## TASK OBJECTIVE
Give back exactly the lines running from the line that holds "Rebuild this screenshot" through the line that holds "sent = false;", ends included, and no other lines.

## EXTRACTED DATA
========================================================================
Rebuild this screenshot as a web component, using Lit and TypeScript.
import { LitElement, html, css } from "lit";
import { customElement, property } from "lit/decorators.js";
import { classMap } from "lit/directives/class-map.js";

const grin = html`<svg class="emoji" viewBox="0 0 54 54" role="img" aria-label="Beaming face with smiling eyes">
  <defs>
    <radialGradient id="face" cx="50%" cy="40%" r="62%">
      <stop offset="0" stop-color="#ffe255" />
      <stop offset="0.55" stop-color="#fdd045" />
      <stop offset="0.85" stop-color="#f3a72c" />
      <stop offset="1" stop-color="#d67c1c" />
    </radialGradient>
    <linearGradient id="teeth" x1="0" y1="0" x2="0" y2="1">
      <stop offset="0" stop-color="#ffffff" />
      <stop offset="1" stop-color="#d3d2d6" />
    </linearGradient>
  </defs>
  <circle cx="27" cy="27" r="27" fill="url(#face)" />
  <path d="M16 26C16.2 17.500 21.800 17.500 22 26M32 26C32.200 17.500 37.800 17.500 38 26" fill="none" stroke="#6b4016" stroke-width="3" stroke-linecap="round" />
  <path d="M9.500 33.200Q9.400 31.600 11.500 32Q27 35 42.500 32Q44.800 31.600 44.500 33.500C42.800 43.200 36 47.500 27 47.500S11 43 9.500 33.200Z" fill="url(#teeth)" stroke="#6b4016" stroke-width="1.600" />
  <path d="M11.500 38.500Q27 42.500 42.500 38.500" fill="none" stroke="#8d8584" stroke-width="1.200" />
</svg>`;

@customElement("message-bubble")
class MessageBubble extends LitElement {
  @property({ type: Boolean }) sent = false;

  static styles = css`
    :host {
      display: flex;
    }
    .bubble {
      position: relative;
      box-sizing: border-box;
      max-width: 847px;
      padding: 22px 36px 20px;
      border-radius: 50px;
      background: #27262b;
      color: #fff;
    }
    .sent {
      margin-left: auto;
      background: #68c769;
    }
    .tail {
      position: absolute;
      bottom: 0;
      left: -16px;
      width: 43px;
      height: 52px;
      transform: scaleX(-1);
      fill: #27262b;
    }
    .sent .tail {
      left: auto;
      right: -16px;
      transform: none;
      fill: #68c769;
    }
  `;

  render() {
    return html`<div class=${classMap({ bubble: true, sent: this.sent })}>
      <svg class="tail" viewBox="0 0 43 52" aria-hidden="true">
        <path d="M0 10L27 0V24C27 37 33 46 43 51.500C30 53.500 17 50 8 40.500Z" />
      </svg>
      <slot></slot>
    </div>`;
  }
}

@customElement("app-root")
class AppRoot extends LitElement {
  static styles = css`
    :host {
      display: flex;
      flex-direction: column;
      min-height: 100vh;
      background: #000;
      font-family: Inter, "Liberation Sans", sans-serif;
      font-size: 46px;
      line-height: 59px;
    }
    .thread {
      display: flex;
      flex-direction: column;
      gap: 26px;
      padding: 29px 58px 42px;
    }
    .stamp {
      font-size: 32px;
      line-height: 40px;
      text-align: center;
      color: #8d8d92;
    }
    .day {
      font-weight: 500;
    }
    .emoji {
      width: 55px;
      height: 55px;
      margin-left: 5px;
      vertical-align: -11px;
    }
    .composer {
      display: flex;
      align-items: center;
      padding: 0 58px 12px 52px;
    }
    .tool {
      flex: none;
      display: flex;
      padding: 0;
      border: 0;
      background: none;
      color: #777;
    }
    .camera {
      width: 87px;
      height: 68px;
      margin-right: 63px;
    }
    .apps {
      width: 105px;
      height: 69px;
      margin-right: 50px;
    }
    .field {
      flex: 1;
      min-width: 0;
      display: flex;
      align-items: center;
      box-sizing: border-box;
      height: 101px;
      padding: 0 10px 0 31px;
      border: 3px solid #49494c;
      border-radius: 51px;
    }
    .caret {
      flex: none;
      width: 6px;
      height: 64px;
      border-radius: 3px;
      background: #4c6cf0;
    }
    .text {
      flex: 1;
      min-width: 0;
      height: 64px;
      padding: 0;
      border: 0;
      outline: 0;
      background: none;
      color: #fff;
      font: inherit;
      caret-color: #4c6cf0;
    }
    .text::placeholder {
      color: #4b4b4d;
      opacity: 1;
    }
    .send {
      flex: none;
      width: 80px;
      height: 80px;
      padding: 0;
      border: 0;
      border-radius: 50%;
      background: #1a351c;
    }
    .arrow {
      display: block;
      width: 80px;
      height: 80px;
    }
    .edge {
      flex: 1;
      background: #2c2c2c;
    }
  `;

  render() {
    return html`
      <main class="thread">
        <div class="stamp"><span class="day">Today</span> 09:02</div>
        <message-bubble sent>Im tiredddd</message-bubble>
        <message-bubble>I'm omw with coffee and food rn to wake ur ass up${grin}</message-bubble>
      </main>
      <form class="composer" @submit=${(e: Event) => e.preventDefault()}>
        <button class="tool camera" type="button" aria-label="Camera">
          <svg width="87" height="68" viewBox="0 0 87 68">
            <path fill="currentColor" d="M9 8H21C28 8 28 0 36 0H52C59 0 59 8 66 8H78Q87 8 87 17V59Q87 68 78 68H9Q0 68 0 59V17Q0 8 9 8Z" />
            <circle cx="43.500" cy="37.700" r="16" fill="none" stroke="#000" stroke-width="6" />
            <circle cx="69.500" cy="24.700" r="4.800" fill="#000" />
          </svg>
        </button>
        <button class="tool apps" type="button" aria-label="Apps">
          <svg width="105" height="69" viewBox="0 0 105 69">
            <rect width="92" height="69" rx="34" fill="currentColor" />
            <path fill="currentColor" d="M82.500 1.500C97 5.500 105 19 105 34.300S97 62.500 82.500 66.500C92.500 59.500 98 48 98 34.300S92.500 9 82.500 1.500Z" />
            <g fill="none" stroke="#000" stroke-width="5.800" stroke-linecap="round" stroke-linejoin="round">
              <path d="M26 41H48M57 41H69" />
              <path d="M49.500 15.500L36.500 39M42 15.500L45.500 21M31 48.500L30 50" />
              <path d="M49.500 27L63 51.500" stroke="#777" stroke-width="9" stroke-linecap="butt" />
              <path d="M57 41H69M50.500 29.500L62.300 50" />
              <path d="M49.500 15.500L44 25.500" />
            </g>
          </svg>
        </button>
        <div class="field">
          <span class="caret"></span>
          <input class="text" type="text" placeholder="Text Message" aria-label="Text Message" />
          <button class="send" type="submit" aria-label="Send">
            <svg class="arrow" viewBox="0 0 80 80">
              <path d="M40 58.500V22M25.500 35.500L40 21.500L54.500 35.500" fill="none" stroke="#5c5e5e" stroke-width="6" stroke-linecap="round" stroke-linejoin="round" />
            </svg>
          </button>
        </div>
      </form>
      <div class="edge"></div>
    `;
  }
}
========================================================================
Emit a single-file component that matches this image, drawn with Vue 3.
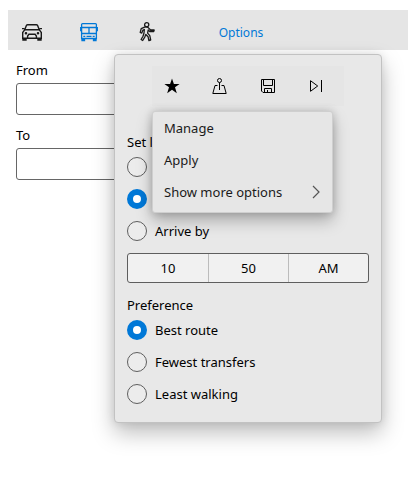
========================================================================
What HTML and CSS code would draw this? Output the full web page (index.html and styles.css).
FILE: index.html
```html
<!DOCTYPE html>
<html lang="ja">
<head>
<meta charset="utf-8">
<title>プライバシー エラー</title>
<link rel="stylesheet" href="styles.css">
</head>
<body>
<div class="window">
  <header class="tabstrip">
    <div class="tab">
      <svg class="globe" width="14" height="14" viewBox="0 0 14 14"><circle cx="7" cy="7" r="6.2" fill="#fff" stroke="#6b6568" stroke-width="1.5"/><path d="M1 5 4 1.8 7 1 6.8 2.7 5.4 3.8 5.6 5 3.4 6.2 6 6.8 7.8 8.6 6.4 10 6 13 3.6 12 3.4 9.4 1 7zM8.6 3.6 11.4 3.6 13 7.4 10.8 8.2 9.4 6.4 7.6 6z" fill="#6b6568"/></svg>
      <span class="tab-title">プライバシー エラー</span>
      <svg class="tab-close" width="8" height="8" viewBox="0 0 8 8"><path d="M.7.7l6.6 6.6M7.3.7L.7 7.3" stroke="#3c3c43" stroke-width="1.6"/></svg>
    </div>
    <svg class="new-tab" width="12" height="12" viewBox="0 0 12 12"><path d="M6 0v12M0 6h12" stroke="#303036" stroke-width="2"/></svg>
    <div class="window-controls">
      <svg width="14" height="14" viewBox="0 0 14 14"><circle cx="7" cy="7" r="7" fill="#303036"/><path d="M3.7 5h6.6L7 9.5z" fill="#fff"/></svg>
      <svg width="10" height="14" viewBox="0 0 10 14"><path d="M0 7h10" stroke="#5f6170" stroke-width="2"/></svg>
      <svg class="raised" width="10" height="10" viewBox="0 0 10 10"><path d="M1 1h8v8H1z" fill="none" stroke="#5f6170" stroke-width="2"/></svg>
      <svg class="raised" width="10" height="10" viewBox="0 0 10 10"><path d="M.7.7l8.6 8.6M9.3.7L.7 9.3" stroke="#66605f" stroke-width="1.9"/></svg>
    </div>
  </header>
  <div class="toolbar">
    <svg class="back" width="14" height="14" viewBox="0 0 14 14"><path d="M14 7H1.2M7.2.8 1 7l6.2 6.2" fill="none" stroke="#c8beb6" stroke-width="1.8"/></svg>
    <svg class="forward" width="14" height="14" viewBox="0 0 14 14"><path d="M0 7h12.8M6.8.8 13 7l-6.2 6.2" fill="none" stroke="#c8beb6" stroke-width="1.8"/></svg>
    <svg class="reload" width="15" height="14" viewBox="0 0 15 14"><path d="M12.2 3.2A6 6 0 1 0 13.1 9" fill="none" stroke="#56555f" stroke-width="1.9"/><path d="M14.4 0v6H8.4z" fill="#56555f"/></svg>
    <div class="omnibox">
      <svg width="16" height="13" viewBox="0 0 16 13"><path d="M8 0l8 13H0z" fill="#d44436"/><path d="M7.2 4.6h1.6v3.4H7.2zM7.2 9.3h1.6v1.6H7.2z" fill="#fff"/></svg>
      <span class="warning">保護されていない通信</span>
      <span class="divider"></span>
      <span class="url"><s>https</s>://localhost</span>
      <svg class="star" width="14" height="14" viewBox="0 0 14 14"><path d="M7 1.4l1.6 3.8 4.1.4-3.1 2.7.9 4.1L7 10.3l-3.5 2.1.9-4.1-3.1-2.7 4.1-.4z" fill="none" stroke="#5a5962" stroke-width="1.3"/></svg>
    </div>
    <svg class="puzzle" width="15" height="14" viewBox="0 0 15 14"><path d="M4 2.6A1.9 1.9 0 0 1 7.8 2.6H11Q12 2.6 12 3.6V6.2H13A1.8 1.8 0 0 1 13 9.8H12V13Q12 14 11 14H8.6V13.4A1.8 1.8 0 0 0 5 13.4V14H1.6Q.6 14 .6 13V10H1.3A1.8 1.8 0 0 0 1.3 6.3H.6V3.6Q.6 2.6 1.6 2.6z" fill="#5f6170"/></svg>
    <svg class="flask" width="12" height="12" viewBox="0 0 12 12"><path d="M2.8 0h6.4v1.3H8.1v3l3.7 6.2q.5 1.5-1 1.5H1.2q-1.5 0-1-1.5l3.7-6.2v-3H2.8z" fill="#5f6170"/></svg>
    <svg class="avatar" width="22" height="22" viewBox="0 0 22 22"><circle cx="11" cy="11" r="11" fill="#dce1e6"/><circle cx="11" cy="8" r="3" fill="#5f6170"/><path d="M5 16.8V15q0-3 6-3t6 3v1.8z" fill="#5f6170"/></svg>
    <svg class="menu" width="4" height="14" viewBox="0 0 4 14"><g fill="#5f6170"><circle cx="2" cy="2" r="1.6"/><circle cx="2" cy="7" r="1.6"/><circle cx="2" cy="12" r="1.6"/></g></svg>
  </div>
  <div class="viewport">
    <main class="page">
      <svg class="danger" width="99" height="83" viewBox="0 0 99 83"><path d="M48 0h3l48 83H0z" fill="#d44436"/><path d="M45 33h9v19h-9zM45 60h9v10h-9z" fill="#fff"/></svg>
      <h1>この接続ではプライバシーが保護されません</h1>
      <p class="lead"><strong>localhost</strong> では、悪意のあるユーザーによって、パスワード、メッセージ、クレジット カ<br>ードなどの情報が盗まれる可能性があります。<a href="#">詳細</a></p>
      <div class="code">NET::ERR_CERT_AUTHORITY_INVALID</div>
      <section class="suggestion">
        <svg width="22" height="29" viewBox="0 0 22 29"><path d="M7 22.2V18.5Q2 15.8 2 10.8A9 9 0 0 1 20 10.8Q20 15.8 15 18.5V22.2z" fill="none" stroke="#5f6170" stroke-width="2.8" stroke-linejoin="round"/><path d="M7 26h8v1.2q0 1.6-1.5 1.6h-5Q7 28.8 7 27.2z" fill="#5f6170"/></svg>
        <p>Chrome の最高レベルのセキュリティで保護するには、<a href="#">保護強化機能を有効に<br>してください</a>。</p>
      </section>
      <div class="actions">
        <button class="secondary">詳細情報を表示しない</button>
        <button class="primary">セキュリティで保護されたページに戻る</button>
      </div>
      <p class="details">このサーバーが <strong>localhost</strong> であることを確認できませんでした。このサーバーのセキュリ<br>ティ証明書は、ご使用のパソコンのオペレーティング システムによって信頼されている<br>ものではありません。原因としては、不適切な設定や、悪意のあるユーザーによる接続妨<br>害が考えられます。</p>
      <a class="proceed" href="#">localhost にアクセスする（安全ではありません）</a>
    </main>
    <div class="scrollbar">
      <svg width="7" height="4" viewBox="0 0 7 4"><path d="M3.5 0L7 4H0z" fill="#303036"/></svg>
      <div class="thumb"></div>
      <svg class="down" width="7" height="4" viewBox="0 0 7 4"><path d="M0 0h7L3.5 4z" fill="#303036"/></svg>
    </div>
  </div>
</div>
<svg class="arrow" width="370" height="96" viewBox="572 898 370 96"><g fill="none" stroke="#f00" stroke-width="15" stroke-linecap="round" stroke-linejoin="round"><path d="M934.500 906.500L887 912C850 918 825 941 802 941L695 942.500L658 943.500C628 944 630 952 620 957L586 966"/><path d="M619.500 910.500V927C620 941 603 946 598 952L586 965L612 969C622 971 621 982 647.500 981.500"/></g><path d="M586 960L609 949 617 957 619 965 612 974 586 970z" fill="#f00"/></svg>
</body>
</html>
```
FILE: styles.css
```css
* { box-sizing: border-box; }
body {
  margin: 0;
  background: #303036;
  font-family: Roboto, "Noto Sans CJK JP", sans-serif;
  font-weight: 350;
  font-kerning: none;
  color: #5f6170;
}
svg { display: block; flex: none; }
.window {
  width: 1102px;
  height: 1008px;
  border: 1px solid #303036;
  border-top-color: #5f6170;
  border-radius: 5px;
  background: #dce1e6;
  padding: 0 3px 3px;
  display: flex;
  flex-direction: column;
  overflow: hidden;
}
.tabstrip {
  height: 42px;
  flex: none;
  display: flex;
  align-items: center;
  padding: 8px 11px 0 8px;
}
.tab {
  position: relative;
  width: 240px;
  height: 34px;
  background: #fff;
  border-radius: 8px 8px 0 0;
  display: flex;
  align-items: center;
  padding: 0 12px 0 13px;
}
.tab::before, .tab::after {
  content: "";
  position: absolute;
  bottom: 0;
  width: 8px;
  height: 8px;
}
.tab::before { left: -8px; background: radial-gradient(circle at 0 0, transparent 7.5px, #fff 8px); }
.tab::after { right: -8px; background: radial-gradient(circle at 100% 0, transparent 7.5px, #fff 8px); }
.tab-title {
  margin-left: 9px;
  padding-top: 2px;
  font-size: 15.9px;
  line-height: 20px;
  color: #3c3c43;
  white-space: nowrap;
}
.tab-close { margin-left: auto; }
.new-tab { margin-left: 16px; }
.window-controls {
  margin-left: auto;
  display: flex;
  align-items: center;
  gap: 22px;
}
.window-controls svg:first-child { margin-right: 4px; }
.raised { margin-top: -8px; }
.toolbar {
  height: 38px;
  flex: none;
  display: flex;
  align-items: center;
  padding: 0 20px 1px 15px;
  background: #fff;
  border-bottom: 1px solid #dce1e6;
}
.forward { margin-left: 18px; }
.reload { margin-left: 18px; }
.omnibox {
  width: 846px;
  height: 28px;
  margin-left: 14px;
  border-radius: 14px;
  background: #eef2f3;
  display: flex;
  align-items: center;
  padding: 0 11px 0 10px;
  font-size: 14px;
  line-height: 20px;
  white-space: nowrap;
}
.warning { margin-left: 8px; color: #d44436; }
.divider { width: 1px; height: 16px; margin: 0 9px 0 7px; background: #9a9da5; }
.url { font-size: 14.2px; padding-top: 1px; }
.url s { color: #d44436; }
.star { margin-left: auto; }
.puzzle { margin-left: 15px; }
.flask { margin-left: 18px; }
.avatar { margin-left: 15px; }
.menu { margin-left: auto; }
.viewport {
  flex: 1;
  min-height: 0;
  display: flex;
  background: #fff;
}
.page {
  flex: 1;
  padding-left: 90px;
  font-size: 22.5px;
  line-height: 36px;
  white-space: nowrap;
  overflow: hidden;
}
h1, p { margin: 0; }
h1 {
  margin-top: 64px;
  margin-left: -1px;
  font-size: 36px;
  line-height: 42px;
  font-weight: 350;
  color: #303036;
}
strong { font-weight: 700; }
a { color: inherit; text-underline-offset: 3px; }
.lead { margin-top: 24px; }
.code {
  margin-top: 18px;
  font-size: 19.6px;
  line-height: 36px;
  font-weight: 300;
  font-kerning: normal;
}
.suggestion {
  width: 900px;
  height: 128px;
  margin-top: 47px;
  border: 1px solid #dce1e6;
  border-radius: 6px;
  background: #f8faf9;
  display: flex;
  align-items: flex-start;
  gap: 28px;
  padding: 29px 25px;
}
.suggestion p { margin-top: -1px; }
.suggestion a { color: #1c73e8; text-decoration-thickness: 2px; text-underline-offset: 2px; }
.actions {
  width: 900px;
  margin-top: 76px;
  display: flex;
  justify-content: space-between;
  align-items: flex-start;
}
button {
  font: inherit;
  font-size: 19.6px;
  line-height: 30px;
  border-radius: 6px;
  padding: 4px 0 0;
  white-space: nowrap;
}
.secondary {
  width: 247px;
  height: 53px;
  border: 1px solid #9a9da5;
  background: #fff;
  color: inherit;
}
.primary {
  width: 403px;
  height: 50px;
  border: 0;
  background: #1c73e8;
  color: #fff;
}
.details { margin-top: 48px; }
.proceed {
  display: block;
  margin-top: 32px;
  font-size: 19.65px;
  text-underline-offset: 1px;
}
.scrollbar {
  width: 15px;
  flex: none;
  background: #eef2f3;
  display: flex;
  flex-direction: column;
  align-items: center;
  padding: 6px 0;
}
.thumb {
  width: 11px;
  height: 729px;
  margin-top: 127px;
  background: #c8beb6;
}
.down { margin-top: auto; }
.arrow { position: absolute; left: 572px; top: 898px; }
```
========================================================================
## TASK RESPONSE
Rebuild this screenshot as a web component, using Lit and TypeScript.
import { LitElement, html, css } from "lit";
import { customElement, property } from "lit/decorators.js";
import { classMap } from "lit/directives/class-map.js";

const grin = html`<svg class="emoji" viewBox="0 0 54 54" role="img" aria-label="Beaming face with smiling eyes">
  <defs>
    <radialGradient id="face" cx="50%" cy="40%" r="62%">
      <stop offset="0" stop-color="#ffe255" />
      <stop offset="0.55" stop-color="#fdd045" />
      <stop offset="0.85" stop-color="#f3a72c" />
      <stop offset="1" stop-color="#d67c1c" />
    </radialGradient>
    <linearGradient id="teeth" x1="0" y1="0" x2="0" y2="1">
      <stop offset="0" stop-color="#ffffff" />
      <stop offset="1" stop-color="#d3d2d6" />
    </linearGradient>
  </defs>
  <circle cx="27" cy="27" r="27" fill="url(#face)" />
  <path d="M16 26C16.2 17.500 21.800 17.500 22 26M32 26C32.200 17.500 37.800 17.500 38 26" fill="none" stroke="#6b4016" stroke-width="3" stroke-linecap="round" />
  <path d="M9.500 33.200Q9.400 31.600 11.500 32Q27 35 42.500 32Q44.800 31.600 44.500 33.500C42.800 43.200 36 47.500 27 47.500S11 43 9.500 33.200Z" fill="url(#teeth)" stroke="#6b4016" stroke-width="1.600" />
  <path d="M11.500 38.500Q27 42.500 42.500 38.500" fill="none" stroke="#8d8584" stroke-width="1.200" />
</svg>`;

@customElement("message-bubble")
class MessageBubble extends LitElement {
  @property({ type: Boolean }) sent = false;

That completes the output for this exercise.